Blanche is an individual who suffers on account of the social influences on households; Willy is a universal man, who represents everyman and dreams of success and fame. Blanche symbolizes the disappearance of Old America while Willy symbolizes the disappearance of American Dream. Blanche meets with her tragic ending as she is at war with a patriarchal society represented by Stanley, a symbol of New America, but Willy is at war with himself. There is no antagonist in “Death of a Salesman”; hence it is the inner conflict that leads Willy to such desperation. In the Aristotelian canons of tragedy, it is Tennessee who reaches the mark closely, as besides the tragic flaw of Blanche the audience sees Stanley as the personification of evil.

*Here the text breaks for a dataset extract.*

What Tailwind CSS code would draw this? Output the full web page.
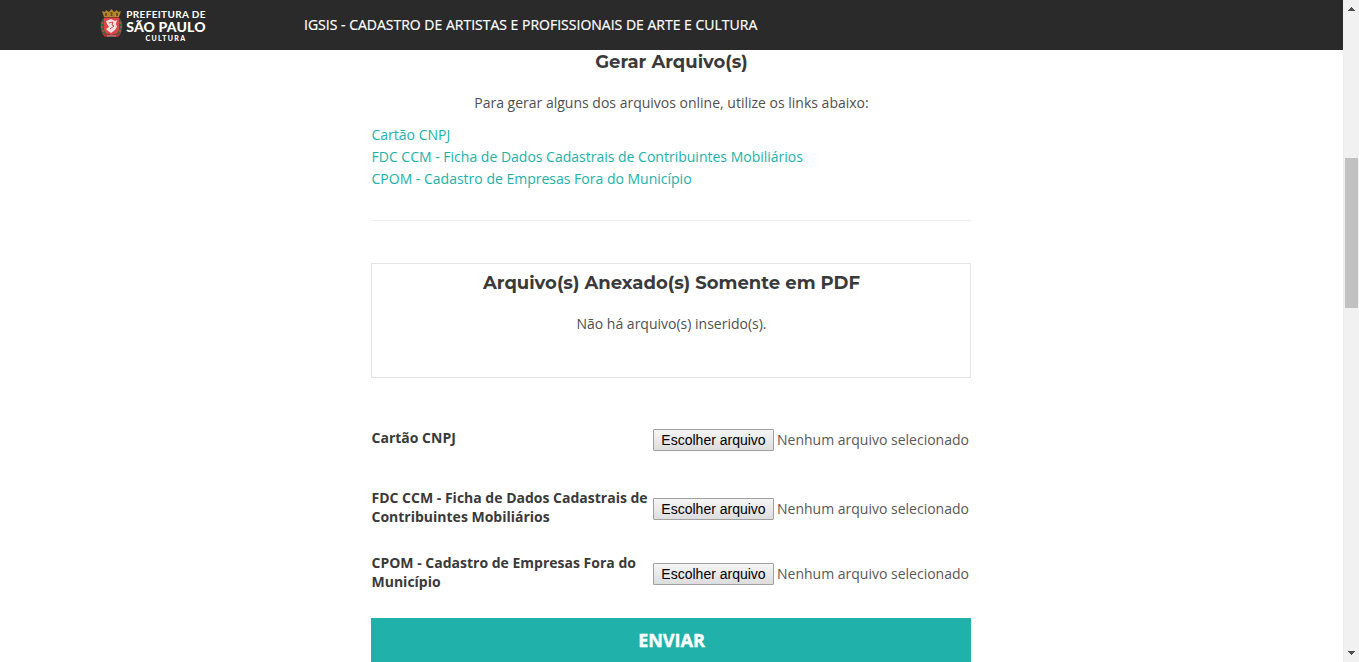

The plays are realistic in nature but with a degree of variation which helps the dramatists to mold their characters as perfect escapists. If Tennessee calls his work “a tragedy with the classic aim of producing a catharsis of pity and terror37", Miller calls his work as “a tragedy of the common man.” They are escapists, no doubt, but they are tragic heroes in that they do not lose hopes until the very end. For Blanche, there is Shep Huntleigh while for Willy there is a hope “Ben, that funeral will be massive! They'll come from Maine, Massachusetts, Vermont, New Hampshire38!” Having realized that they are not part of the Darwinian society of America, Blanche and Willy escape to their dream worlds in their fantasies, leaving the readers sympathize with the root cause of their sufferings-the American socio, cultural and political conditions after World war II.